Jesus talks about asking and praying shamelessly, then He goes immediately into naming the Holy Spirit as the “good gift” that the Father will give because He’s better at giving gifts than we are. 

And this is important. Luke sees something, and he tells us the story of Jesus and the early church (Luke and Acts) in a way that emphasizes the role of the Holy Spirit and ties both halves of his narrative together. I will go into that in much greater depth when I get into writing my own (not terribly scholarly) commentary on Luke soon, but I want to land on that very firmly here. 

The Person of the Trinity that animated the early church was the Holy Spirit. And Luke is very intentional about showing how the same Spirit was active and visible in the life and ministry of Jesus, even going back to the generation before Him.
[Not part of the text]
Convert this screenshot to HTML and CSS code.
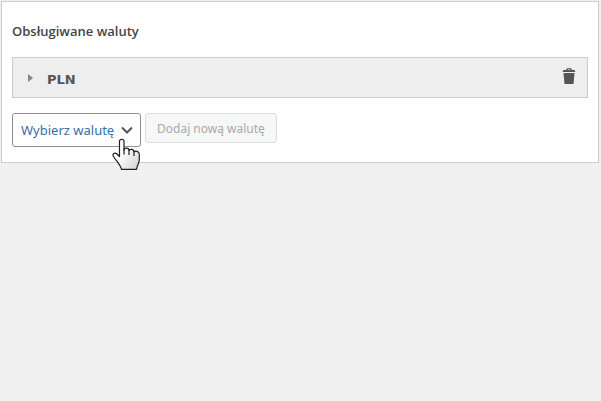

He wants 1) to make sure that Gentile Christians who are living among the blessings of that Spirit don’t lose track of the fact that the Spirit whose gifts they enjoy is inextricably rooted in Judaism, and 2) to make sure that Jewish Christians who see Gentiles enjoying the intimate Presence of God through the Spirit also see those Gentiles enjoying what has always been theirs, not something new and foreign. 

So Luke is sure to include in his narrative the moment that Jesus describes the Holy Spirit as the most desirable of gifts. 

And this is why this is so important today: God is working to revive the Church through new infusions of the Holy Spirit, especially in the last century or so. These outpourings haven’t always been well received, but they keep happening. And they’re bearing fruit, bringing healing, breaking down barriers. 

If we, who are evil, know how to give good gifts, how much more with the Father give us the Holy Spirit if we ask?